Logan Campbell

Personal information
- Born: 23 May 1971 (age 55) New Zealand

Playing information
- Position: Centre, Second-row
Club
| Years | Team | Pld | T | G | FG | P |
|  | Northcote Tigers |  |  |  |  |  |
| 1993 | Newcastle Knights | 1 | 0 | 0 | 0 | 0 |
| 1993–94 | London Crusaders | 29 | 21 | 0 | 0 | 84 |
| 1996 | Workington Town | 28 | 13 | 0 | 0 | 48 |
| 1997–99 | Hull FC | 66 | 12 | 0 | 0 | 48 |
| 2000 | Castleford Tigers | 20 | 6 | 0 | 0 | 24 |
| 2001 | Hull FC | 33 | 5 | 0 | 0 | 12 |
|  | Total | 177 | 57 | 0 | 0 | 216 |
Representative
| Years | Team | Pld | T | G | FG | P |
|  | Auckland |  |  |  |  |  |
| 1998 | Scotland | 2 | 1 | 0 | 0 | 4 |
- Source: As of 20 May 2024

= Logan Campbell (rugby league) =

Scotland international rugby league footballer

Logan Campbell (born 23 May 1971) is a former Scotland international rugby league footballer who played as a professional in Australia and England. He also represented Auckland.

==Background==
He was born in New Zealand.

==Early years==
A Northcote Tigers junior, in 1991 Campbell won the Tetley Trophy, topping the try scoring charts in Auckland Rugby League's Fox Memorial Trophy. During this time Campbell also represented Auckland.

==Playing career==
Campbell played for the Newcastle Knights in 1993. Even though he only played one game for the Newcastle Knights, he is famous with older fans for debuting on the bench with the then 19-year-old Andrew Johns.

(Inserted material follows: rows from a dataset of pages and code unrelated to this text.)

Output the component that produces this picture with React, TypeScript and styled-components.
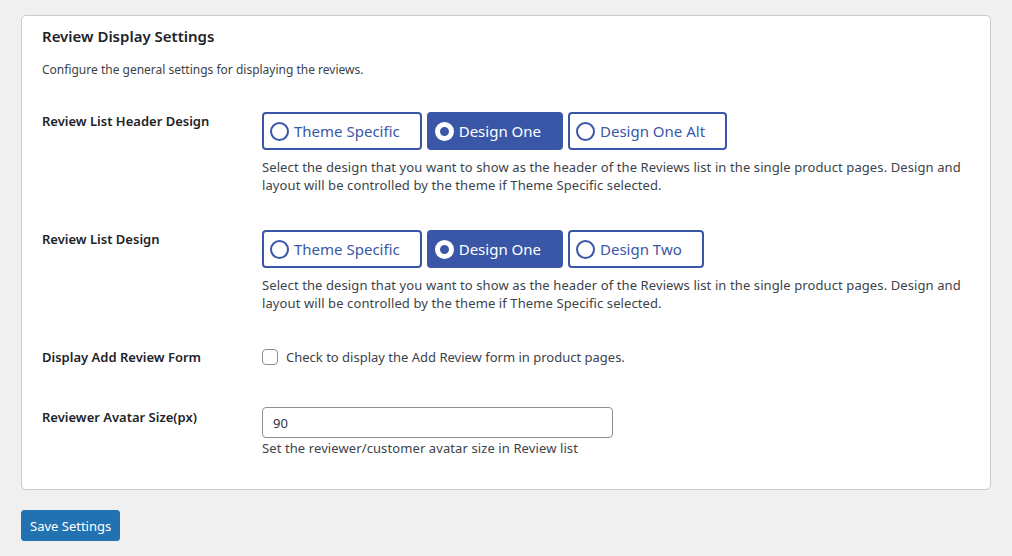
import React, { useState } from 'react';
import styled, { createGlobalStyle } from 'styled-components';

const GlobalStyle = createGlobalStyle`
  body {
    margin: 0;
    background: #f0f0f1;
    font-family: "Noto Sans", "Open Sans", sans-serif;
    font-size: 13px;
    color: #3c434a;
  }
`;

const Page = styled.div`
  padding: 15px 21px 16px 21px;
`;

const Card = styled.div`
  background: #fff;
  border: 1px solid #c9cacd;
  border-radius: 5px;
  padding: 9px 20px 32px 20px;
`;

const Title = styled.h2`
  margin: 0;
  font-size: 15px;
  font-weight: 600;
  color: #1d2327;
  line-height: 22px;
`;

const Intro = styled.p`
  margin: 14px 0 0 0;
  font-size: 12px;
  line-height: 18px;
  color: #3c434a;
`;

const FormTable = styled.div`
  display: flex;
  flex-direction: column;
  margin-top: 32px;
`;

const Row = styled.div<{ $pad?: number }>`
  display: grid;
  grid-template-columns: 220px 1fr;
  padding-bottom: ${(p) => p.$pad ?? 35}px;
`;

const Label = styled.div`
  font-size: 13px;
  font-weight: 600;
  color: #1d2327;
  line-height: 20px;
`;

const Field = styled.div`
  display: flex;
  flex-direction: column;
`;

const Segments = styled.div`
  display: flex;
  gap: 5px;
  margin-top: 1px;
`;

const Segment = styled.button<{ $active: boolean }>`
  box-sizing: border-box;
  display: flex;
  align-items: center;
  gap: 5px;
  height: 38px;
  padding: 0 20px 0 6px;
  border: 2px solid #3a57a7;
  border-radius: 4px;
  background: ${(p) => (p.$active ? '#3a57a7' : '#fff')};
  color: ${(p) => (p.$active ? '#fff' : '#3a57a7')};
  font-family: inherit;
  font-size: 15px;
  cursor: pointer;
`;

const Dot = styled.span<{ $active: boolean }>`
  box-sizing: border-box;
  width: 19px;
  height: 19px;
  border-radius: 50%;
  border: ${(p) => (p.$active ? '5px solid #fff' : '2px solid #3a57a7')};
  background: ${(p) => (p.$active ? '#3a57a7' : '#fff')};
  flex-shrink: 0;
`;

const Help = styled.p`
  margin: 8px 0 0 0;
  font-size: 13px;
  line-height: 18px;
  letter-spacing: 0.1px;
  color: #3c434a;
`;

const CheckLine = styled.label`
  display: flex;
  align-items: center;
  gap: 8px;
  font-size: 13px;
  color: #3c434a;
  line-height: 20px;
`;

const Checkbox = styled.span`
  width: 14px;
  height: 14px;
  border: 1px solid #8c8f94;
  border-radius: 4px;
  background: #fff;
`;

const TextInput = styled.input`
  box-sizing: border-box;
  width: 351px;
  height: 31px;
  padding: 0 10px;
  border: 1px solid #8c8f94;
  border-radius: 4px;
  font-family: inherit;
  font-size: 13px;
  color: #2c3338;
`;

const HelpSmall = styled(Help)`
  margin-top: 1px;
`;

const SaveButton = styled.button`
  margin-top: 20px;
  height: 31px;
  padding: 0 8px;
  background: #2271b1;
  border: 1px solid #2271b1;
  border-radius: 3px;
  color: #fff;
  font-family: inherit;
  font-size: 13px;
  cursor: pointer;
`;

const helpText =
  'Select the design that you want to show as the header of the Reviews list in the single product pages. Design and layout will be controlled by the theme if Theme Specific selected.';

function SegmentGroup({ options, value, onChange }: { options: string[]; value: string; onChange: (v: string) => void }) {
  return (
    <Segments>
      {options.map((o) => (
        <Segment key={o} type="button" $active={o === value} onClick={() => onChange(o)}>
          <Dot $active={o === value} />
          {o}
        </Segment>
      ))}
    </Segments>
  );
}

export default function App() {
  const [header, setHeader] = useState('Design One');
  const [list, setList] = useState('Design One');

  return (
    <Page>
      <GlobalStyle />
      <Card>
        <Title>Review Display Settings</Title>
        <Intro>Configure the general settings for displaying the reviews.</Intro>
        <FormTable>
          <Row>
            <Label>Review List Header Design</Label>
            <Field>
              <SegmentGroup options={['Theme Specific', 'Design One', 'Design One Alt']} value={header} onChange={setHeader} />
              <Help>{helpText}</Help>
            </Field>
          </Row>
          <Row>
            <Label>Review List Design</Label>
            <Field>
              <SegmentGroup options={['Theme Specific', 'Design One', 'Design Two']} value={list} onChange={setList} />
              <Help>{helpText}</Help>
            </Field>
          </Row>
          <Row $pad={40}>
            <Label>Display Add Review Form</Label>
            <Field>
              <CheckLine>
                <Checkbox />
                Check to display the Add Review form in product pages.
              </CheckLine>
            </Field>
          </Row>
          <Row $pad={0}>
            <Label>Reviewer Avatar Size(px)</Label>
            <Field>
              <TextInput defaultValue="90" />
              <HelpSmall>Set the reviewer/customer avatar size in Review list</HelpSmall>
            </Field>
          </Row>
        </FormTable>
      </Card>
      <SaveButton>Save Settings</SaveButton>
    </Page>
  );
}
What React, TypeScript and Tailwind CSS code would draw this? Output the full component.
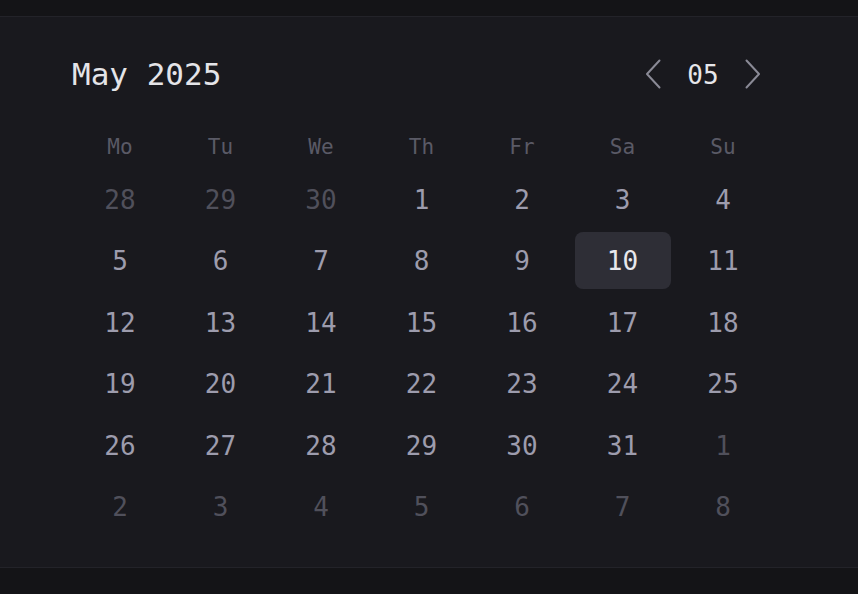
import React from "react";

type Day = { n: number; cur: boolean };

const weeks: Day[][] = (() => {
  const all: Day[] = [];
  [28, 29, 30].forEach((n) => all.push({ n, cur: false }));
  for (let i = 1; i <= 31; i++) all.push({ n: i, cur: true });
  for (let i = 1; i <= 8; i++) all.push({ n: i, cur: false });
  const w: Day[][] = [];
  for (let i = 0; i < 6; i++) w.push(all.slice(i * 7, i * 7 + 7));
  return w;
})();

const labels = ["Mo", "Tu", "We", "Th", "Fr", "Sa", "Su"];

function Chevron({ dir }: { dir: "l" | "r" }) {
  return (
    <svg width="16" height="30" viewBox="0 0 16 30" fill="none">
      <path
        d={dir === "l" ? "M14.5 1.5 L2 15 L14.5 28.5" : "M1.5 1.5 L14 15 L1.5 28.5"}
        stroke="#8a8a96"
        strokeWidth="2"
        strokeLinecap="round"
        strokeLinejoin="round"
      />
    </svg>
  );
}

export default function App() {
  return (
    <div
      className="w-[858px] h-[594px] bg-[#141417] flex flex-col overflow-hidden"
      style={{ fontFamily: '"DejaVu Sans Mono", "Liberation Mono", monospace' }}
    >
      <div className="h-[17px] shrink-0 border-b border-[#232329]" />
      <div className="h-[551px] shrink-0 bg-[#19191e] border-b border-[#232329] pl-[72px] pt-[33px]">
        <div className="w-[699px] h-[48px] flex items-center justify-between">
          <div className="text-[31px] text-[#e4e4e8] leading-none">May 2025</div>
          <div className="flex items-center mr-[8px]">
            <div className="w-[20px] flex justify-center">
              <Chevron dir="l" />
            </div>
            <div className="w-[80px] text-center text-[26px] text-[#e6e6ea] leading-none pt-[1px]">05</div>
            <div className="w-[20px] flex justify-center">
              <Chevron dir="r" />
            </div>
          </div>
        </div>
        <div className="w-[699px] mt-[24px] grid grid-cols-7 gap-x-[4.5px] h-[48px] pt-[3px]">
          {labels.map((l) => (
            <div key={l} className="flex items-center justify-center text-[21px] text-[#5a5a66]">
              {l}
            </div>
          ))}
        </div>
        <div className="w-[699px] mt-[0.5px] grid grid-cols-7 gap-x-[4.5px] gap-y-[4.5px]">
          {weeks.flat().map((d, i) => {
            const sel = d.cur && d.n === 10;
            return (
              <div
                key={i}
                className={
                  "h-[57px] flex items-center justify-center text-[26px] rounded-[8px] pt-[2px] " +
                  (sel
                    ? "bg-[#2e2e36] text-[#e8e8ec]"
                    : d.cur
                    ? "text-[#9d9cad]"
                    : "text-[#50505b]")
                }
              >
                {d.n}
              </div>
            );
          })}
        </div>
      </div>
      <div className="flex-1" />
    </div>
  );
}
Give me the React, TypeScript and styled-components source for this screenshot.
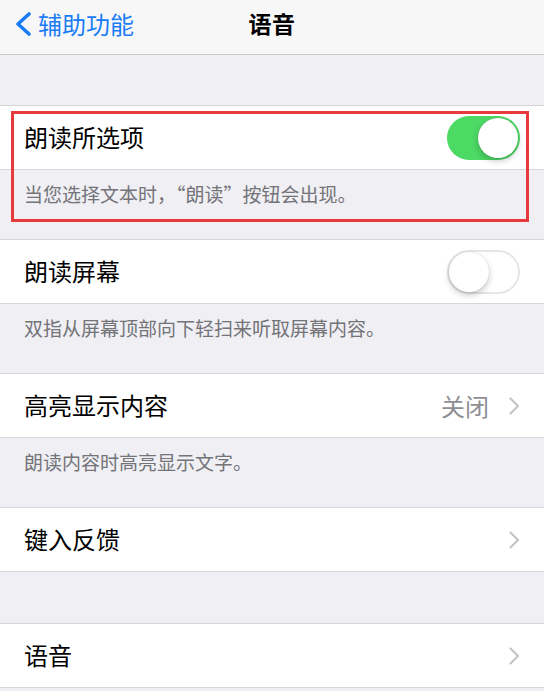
import React from 'react';
import styled, { createGlobalStyle } from 'styled-components';

const GlobalStyle = createGlobalStyle`
  html, body {
    margin: 0;
    padding: 0;
    background: #efeff4;
  }
  body {
    font-family: "Noto Sans CJK SC", "Noto Sans", sans-serif;
    -webkit-font-smoothing: antialiased;
  }
`;

type SwitchProps = {
  on?: boolean
}

const Page = styled.div`
  width: 544px;
  min-height: 691px;
  background: #efeff4;
`;

const NavBar = styled.header`
  display: grid;
  grid-template-columns: 1fr auto 1fr;
  align-items: center;
  height: 55px;
  box-sizing: border-box;
  padding: 0 14px 7px;
  background: #f7f7f8;
  border-bottom: 1px solid #c8c7cc;
`;

const BackButton = styled.div`
  display: flex;
  align-items: center;
  gap: 6px;
  color: #1a7cf5;
  font-size: 24px;
  line-height: 1;
  svg {
    flex-shrink: 0;
  }
`;

const Title = styled.h1`
  margin: 0;
  font-size: 23px;
  font-weight: 700;
  color: #000;
  line-height: 1;
  letter-spacing: 0.5px;
`;

const Gap = styled.div<{ h: number }>`
  height: ${({ h }) => h}px;
`;

const Section = styled.section`
  position: relative;
`;

const Row = styled.div`
  display: flex;
  align-items: center;
  justify-content: space-between;
  height: 63px;
  padding: 0 24px;
  background: #fff;
  border-top: 1px solid #d6d6da;
  border-bottom: 1px solid #d6d6da;
`;

const Label = styled.span`
  font-size: 24px;
  color: #000;
  line-height: 1;
  margin-top: -2px;
`;

const Detail = styled.div`
  display: flex;
  align-items: center;
  gap: 20px;
  color: #8e8e93;
  font-size: 24px;
  line-height: 1;
`;

const Footer = styled.div`
  height: 69px;
  box-sizing: border-box;
  padding: 13px 24px 0;
  font-size: 19px;
  line-height: 22px;
  color: #737378;
`;

const Switch = styled.div<SwitchProps>`
  position: relative;
  width: 73px;
  height: 44px;
  box-sizing: border-box;
  border-radius: 22px;
  background: ${({ on }) => (on ? '#4cd964' : '#fff')};
  border: ${({ on }) => (on ? 'none' : '2px solid #e6e6ea')};
  &::after {
    content: '';
    position: absolute;
    top: ${({ on }) => (on ? '2px' : '0')};
    ${({ on }) => (on ? 'right: 2px;' : 'left: 0;')}
    width: 40px;
    height: 40px;
    border-radius: 50%;
    background: #fff;
    box-shadow: 0 3px 6px rgba(0, 0, 0, 0.22), 0 0 1px rgba(0, 0, 0, 0.16);
  }
`;

const Highlight = styled.div`
  position: absolute;
  top: 6px;
  left: 11px;
  right: 15px;
  bottom: 17px;
  border: 3px solid #e8393c;
  pointer-events: none;
`;

const Chevron = () => (
  <svg width="11" height="18" viewBox="0 0 11 18">
    <path d="M1.5 1.5 L9 9 L1.5 16.5" fill="none" stroke="#c4c4c9" strokeWidth="2.2" strokeLinecap="round" strokeLinejoin="round" />
  </svg>
);

const BackChevron = () => (
  <svg width="18" height="24" viewBox="0 0 18 24">
    <path d="M15 2 L4 12 L15 22" fill="none" stroke="#1a7cf5" strokeWidth="3.6" strokeLinecap="round" strokeLinejoin="round" />
  </svg>
);

const App: React.FC = () => {
  return (
    <Page>
      <GlobalStyle />
      <NavBar>
        <BackButton>
          <BackChevron />
          <span>辅助功能</span>
        </BackButton>
        <Title>语音</Title>
        <div />
      </NavBar>
      <Gap h={50} />

      <Section>
        <Row>
          <Label>朗读所选项</Label>
          <Switch on />
        </Row>
        <Footer>当您选择文本时，“朗读”按钮会出现。</Footer>
        <Highlight />
      </Section>

      <Section>
        <Row>
          <Label>朗读屏幕</Label>
          <Switch />
        </Row>
        <Footer>双指从屏幕顶部向下轻扫来听取屏幕内容。</Footer>
      </Section>

      <Section>
        <Row>
          <Label>高亮显示内容</Label>
          <Detail>
            <span>关闭</span>
            <Chevron />
          </Detail>
        </Row>
        <Footer>朗读内容时高亮显示文字。</Footer>
      </Section>

      <Section>
        <Row>
          <Label>键入反馈</Label>
          <Chevron />
        </Row>
      </Section>
      <Gap h={51} />

      <Section>
        <Row>
          <Label>语音</Label>
          <Chevron />
        </Row>
      </Section>
    </Page>
  )
}

export default App;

In early 1994 he joined the London Crusaders. In 1996 he joined Workington Town in the new Super League competition. He joined Hull FC in 1997 for three seasons before spending 2000 with the Castleford Tigers. In 2001 he returned to Hull for another season before being released.

==Representative career==
Campbell played two matches for Scotland in 1998. He was selected for the 2000 World Cup for Scotland but never played in a match.